There is no single best option - the right choice depends on your equipment, budget, drainage, and maintenance capacity. Wet-pour rubber and rubber tiles are common under equipment that requires impact attenuation, engineered wood fibre suits looser natural settings, and permeable options help on sites with drainage constraints. The safest approach is to let the equipment's fall-height and clearance requirements set the specification, then compare materials on total cost of ownership rather than square-metre price alone.
Do you need safety surfacing under outdoor gym equipment?

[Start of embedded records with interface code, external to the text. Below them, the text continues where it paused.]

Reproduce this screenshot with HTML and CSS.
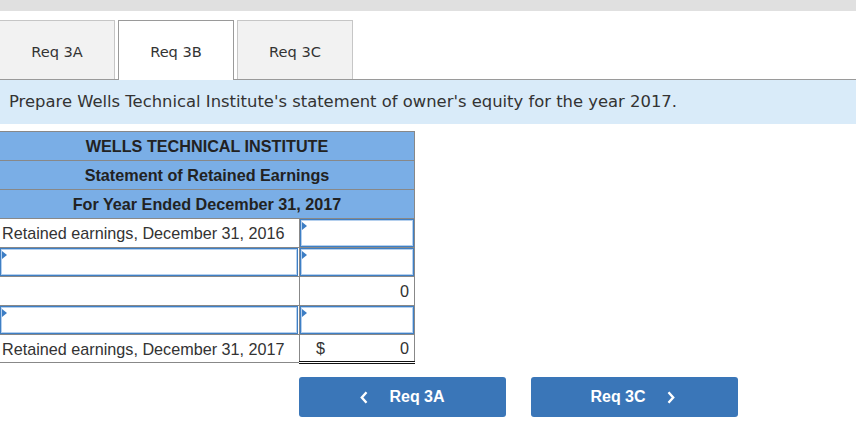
FILE: index.html
```html
<!DOCTYPE html>
<html>
<head>
<meta charset="utf-8">
<link rel="stylesheet" href="styles.css">
</head>
<body>
<div class="topbar"></div>
<div class="tabs">
  <div class="tab first">Req 3A</div>
  <div class="tab active">Req 3B</div>
  <div class="tab">Req 3C</div>
</div>
<div class="band">Prepare Wells Technical Institute's statement of owner's equity for the year 2017.</div>
<table class="stmt">
  <colgroup><col class="c1"><col class="c2"></colgroup>
  <tr><th colspan="2">WELLS TECHNICAL INSTITUTE</th></tr>
  <tr><th colspan="2">Statement of Retained Earnings</th></tr>
  <tr><th colspan="2">For Year Ended December 31, 2017</th></tr>
  <tr><td class="lbl txt">Retained earnings, December 31, 2016</td><td class="val"><div class="inp"></div></td></tr>
  <tr><td class="lbl"><div class="inp wide"></div></td><td class="val"><div class="inp"></div></td></tr>
  <tr><td class="lbl"></td><td class="val num">0</td></tr>
  <tr><td class="lbl"><div class="inp wide"></div></td><td class="val"><div class="inp"></div></td></tr>
  <tr class="last"><td class="lbl txt">Retained earnings, December 31, 2017</td><td class="val total"><span>$</span><span>0</span></td></tr>
</table>
<div class="nav">
  <button class="btn"><svg class="chev" width="8" height="13" viewBox="0 0 8 13"><path d="M6.5 1.2 L1.8 6.5 L6.5 11.8" fill="none" stroke="#fff" stroke-width="2.4"/></svg><span>Req 3A</span></button>
  <button class="btn next"><span>Req 3C</span><svg class="chev" width="8" height="13" viewBox="0 0 8 13"><path d="M1.5 1.2 L6.2 6.5 L1.5 11.8" fill="none" stroke="#fff" stroke-width="2.4"/></svg></button>
</div>
</body>
</html>
```

FILE: styles.css
```css
html, body {
  margin: 0;
  padding: 0;
  background: #fff;
}
.topbar {
  height: 11px;
  background: #e0e0e0;
}
.tabs {
  display: flex;
  align-items: flex-end;
  gap: 3px;
  margin-top: 9px;
  border-bottom: 1px solid #9a9a9a;
  height: 59px;
}
.tab {
  box-sizing: border-box;
  width: 116px;
  height: 59px;
  padding-top: 2px;
  border: 1px solid #c6c6c6;
  border-bottom: none;
  background: #f2f2f2;
  font-family: "DejaVu Sans", Verdana, sans-serif;
  font-size: 14.6px;
  color: #333;
  display: flex;
  align-items: center;
  justify-content: center;
}
.tab.first {
  margin-left: -1px;
}
.tab.active {
  height: 60px;
  margin-bottom: -1px;
  background: #fff;
  border-color: #9a9a9a;
  position: relative;
}
.band {
  height: 44px;
  line-height: 44px;
  background: #d9ebf9;
  padding-left: 9px;
  font-family: "DejaVu Sans", Verdana, sans-serif;
  font-size: 16.4px;
  color: #333;
  white-space: nowrap;
}
.stmt {
  margin-top: 7px;
  margin-left: -1px;
  border-collapse: collapse;
  table-layout: fixed;
  width: 415px;
  font-family: "Liberation Sans", Arial, sans-serif;
  font-size: 16.2px;
  line-height: 18px;
  color: #333;
}
.c1 { width: 300px; }
.c2 { width: 115px; }
.stmt th {
  height: 27px;
  padding: 0 0 1px;
  background: #7aaee6;
  border: 1px solid #888;
  font-weight: bold;
  font-size: 16.2px;
  color: #222;
  text-align: center;
}
.stmt td {
  height: 28px;
  padding: 0;
  border: 1px solid #888;
}
.stmt td.lbl {
  padding-left: 2px;
  white-space: nowrap;
}
.stmt td.txt {
  height: 27px;
  padding-bottom: 1px;
}
.stmt tr.last td {
  height: 26px;
  padding-bottom: 0;
}
.lbl .inp.wide {
  margin-left: -2px;
  margin-right: 1px;
}
.stmt td.num {
  text-align: right;
  padding: 0 5px 1px 0;
  height: 27px;
}
.stmt td.total {
  border-bottom: 3px double #111;
  padding: 0 5px 0 16px;
}
.total span:first-child {
  float: left;
}
.total span:last-child {
  float: right;
}
.inp {
  box-sizing: border-box;
  height: 28px;
  border: 1px solid #3f7fc4;
  box-shadow: inset 0 0 0 1px #b5d0ee;
  background: #fff;
  position: relative;
}
.inp::before {
  content: "";
  position: absolute;
  left: 1px;
  top: 2px;
  border-left: 5px solid #3c7dc4;
  border-top: 4px solid transparent;
  border-bottom: 4px solid transparent;
}
.nav {
  display: flex;
  gap: 25px;
  padding-left: 299px;
  margin-top: 13px;
}
.btn {
  width: 207px;
  height: 40px;
  border: none;
  border-radius: 3px;
  background: #3a76b8;
  color: #fff;
  font-family: "Liberation Sans", Arial, sans-serif;
  font-weight: bold;
  font-size: 16px;
  display: flex;
  align-items: center;
  justify-content: center;
  gap: 21px;
  padding: 0;
}
.btn.next {
  padding-right: 4px;
}
.chev {
  display: block;
}
```
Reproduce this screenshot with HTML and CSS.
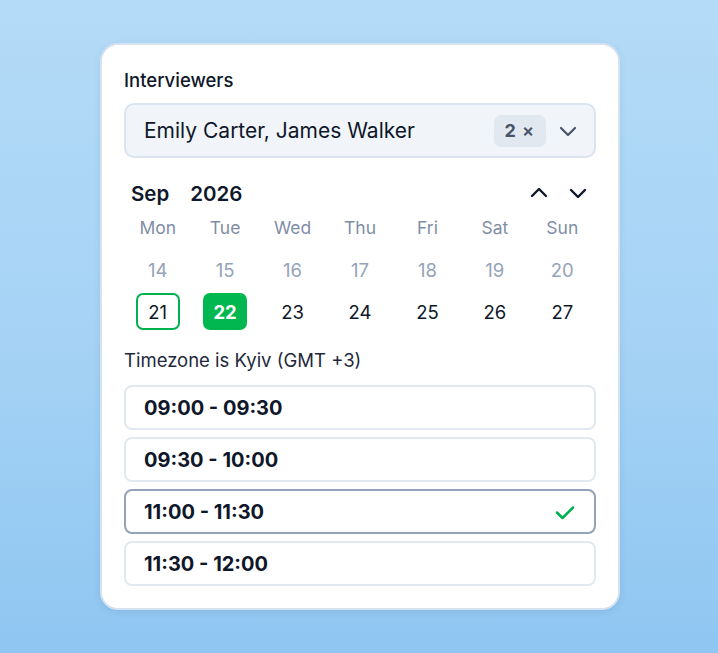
FILE: index.html
```html
<!DOCTYPE html>
<html lang="en">
<head>
<meta charset="utf-8">
<title>Interview scheduler</title>
<link rel="stylesheet" href="styles.css">
</head>
<body>
<div class="card">
  <div class="label">Interviewers</div>
  <div class="select">
    <span class="select-text">Emily Carter, James Walker</span>
    <span class="badge">2 <span class="x">×</span></span>
    <svg class="chev" width="20" height="20" viewBox="0 0 20 20"><path d="M3 7 L10 14 L17 7" fill="none" stroke="#475569" stroke-width="2.2" stroke-linecap="round" stroke-linejoin="round"/></svg>
  </div>
  <div class="cal-head">
    <div class="month"><span>Sep</span><span>2026</span></div>
    <div class="arrows">
      <svg width="20" height="20" viewBox="0 0 20 20"><path d="M3 13 L10 6 L17 13" fill="none" stroke="#0f172a" stroke-width="2.4" stroke-linecap="round" stroke-linejoin="round"/></svg>
      <svg width="20" height="20" viewBox="0 0 20 20"><path d="M3 7 L10 14 L17 7" fill="none" stroke="#0f172a" stroke-width="2.4" stroke-linecap="round" stroke-linejoin="round"/></svg>
    </div>
  </div>
  <div class="grid">
    <div class="wd">Mon</div><div class="wd">Tue</div><div class="wd">Wed</div><div class="wd">Thu</div><div class="wd">Fri</div><div class="wd">Sat</div><div class="wd">Sun</div>
    <div class="d past">14</div><div class="d past">15</div><div class="d past">16</div><div class="d past">17</div><div class="d past">18</div><div class="d past">19</div><div class="d past">20</div>
    <div class="d"><span class="today">21</span></div><div class="d"><span class="sel">22</span></div><div class="d">23</div><div class="d">24</div><div class="d">25</div><div class="d">26</div><div class="d">27</div>
  </div>
  <div class="tz">Timezone is Kyiv (GMT +3)</div>
  <div class="slots">
    <div class="slot">09:00 - 09:30</div>
    <div class="slot">09:30 - 10:00</div>
    <div class="slot active">11:00 - 11:30
      <svg width="22" height="22" viewBox="0 0 22 22"><path d="M3 11.5 L8.5 17 L19 6.5" fill="none" stroke="#00b14f" stroke-width="2.5" stroke-linecap="round" stroke-linejoin="round"/></svg>
    </div>
    <div class="slot">11:30 - 12:00</div>
  </div>
</div>
</body>
</html>
```
FILE: styles.css
```css
* { box-sizing: border-box; }
html, body { margin: 0; height: 100%; }
body {
  font-family: "Inter", "Noto Sans", sans-serif;
  color: #0f172a;
  background: linear-gradient(180deg, #b4dbf7 0%, #a6d3f5 50%, #8fc6f1 100%);
  display: flex;
  align-items: center;
  justify-content: center;
  padding-left: 2px;
}
.card {
  width: 520px;
  background: #fff;
  border: 2px solid #d5e2ef;
  border-radius: 18px;
  padding: 23px 22px 22px;
  box-shadow: 0 2px 6px rgba(40, 90, 140, 0.12);
}
.label {
  font-size: 18.5px;
  line-height: 24px;
  font-weight: 500;
  color: #0f172a;
}
.select {
  margin-top: 11px;
  height: 55px;
  background: #f1f5f9;
  border: 2px solid #dbe4ee;
  border-radius: 10px;
  display: flex;
  align-items: center;
  padding: 0 16px 0 18px;
}
.select-text {
  flex: 1;
  font-size: 21px;
  color: #0f172a;
}
.badge {
  background: #e2e8f0;
  border-radius: 7px;
  height: 32px;
  padding: 0 12px 0 11px;
  display: flex;
  align-items: center;
  gap: 6px;
  font-size: 18px;
  font-weight: 700;
  color: #475569;
}
.badge .x { font-weight: 600; font-size: 18px; }
.chev { margin-left: 12px; }
.cal-head {
  margin-top: 22px;
  height: 26px;
  display: flex;
  align-items: center;
  justify-content: space-between;
  padding: 0 8px 0 7px;
}
.month {
  display: flex;
  gap: 21px;
  font-size: 20.5px;
  font-weight: 600;
}
.arrows { display: flex; gap: 19px; }
.arrows svg { display: block; }
.grid {
  margin-top: 3px;
  display: grid;
  grid-template-columns: repeat(7, 1fr);
  grid-auto-rows: 37px;
  row-gap: 5px;
}
.wd, .d {
  display: flex;
  align-items: center;
  justify-content: center;
  font-size: 17.5px;
}
.wd { color: #7f8ea6; }
.d { color: #0f172a; font-size: 18.5px; }
.d.past { color: #94a3b8; }
.today, .sel {
  width: 44px;
  height: 37px;
  border-radius: 7px;
  display: flex;
  align-items: center;
  justify-content: center;
}
.today { border: 2px solid #00b14f; }
.sel { background: #00b84f; color: #fff; font-weight: 700; }
.tz {
  margin-top: 18px;
  font-size: 18.5px;
  line-height: 24px;
  color: #1e293b;
}
.slots {
  margin-top: 13px;
  display: flex;
  flex-direction: column;
  gap: 7px;
}
.slot {
  height: 45px;
  border: 2px solid #e2e8f0;
  border-radius: 8px;
  display: flex;
  align-items: center;
  justify-content: space-between;
  padding: 0 18px;
  font-size: 20px;
  font-weight: 700;
  color: #0f172a;
}
.slot.active { border-color: #94a3b8; }
.slot svg { display: block; }
```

Often yes. Where equipment presents a fall risk, impact-attenuating surfacing is typically required, and the specification is driven by the critical fall height of each station. The exact obligation depends on the equipment, the applicable standards in your market, and local rules, so confirm the requirement for the specific stations you are installing rather than assuming a blanket rule applies.
How thick should outdoor gym rubber surfacing be?
Thickness is not a fixed number - for impact-attenuating surfaces it is determined by the critical fall height of the equipment above it, so taller or more dynamic stations generally need a greater depth. Ask your surfacing supplier to specify the build-up against the fall height of each station and the applicable standard rather than choosing a thickness from a catalogue.
What is the cheapest outdoor gym surfacing?
Loose-fill materials such as engineered wood fibre usually have the lowest installed cost, while bonded rubber systems sit higher. But the cheapest surface to install is rarely the cheapest to own: loose fill needs topping up and raking, and poor drainage shortens the life of any surface. Compare options on installed cost plus ongoing maintenance over the facility's life.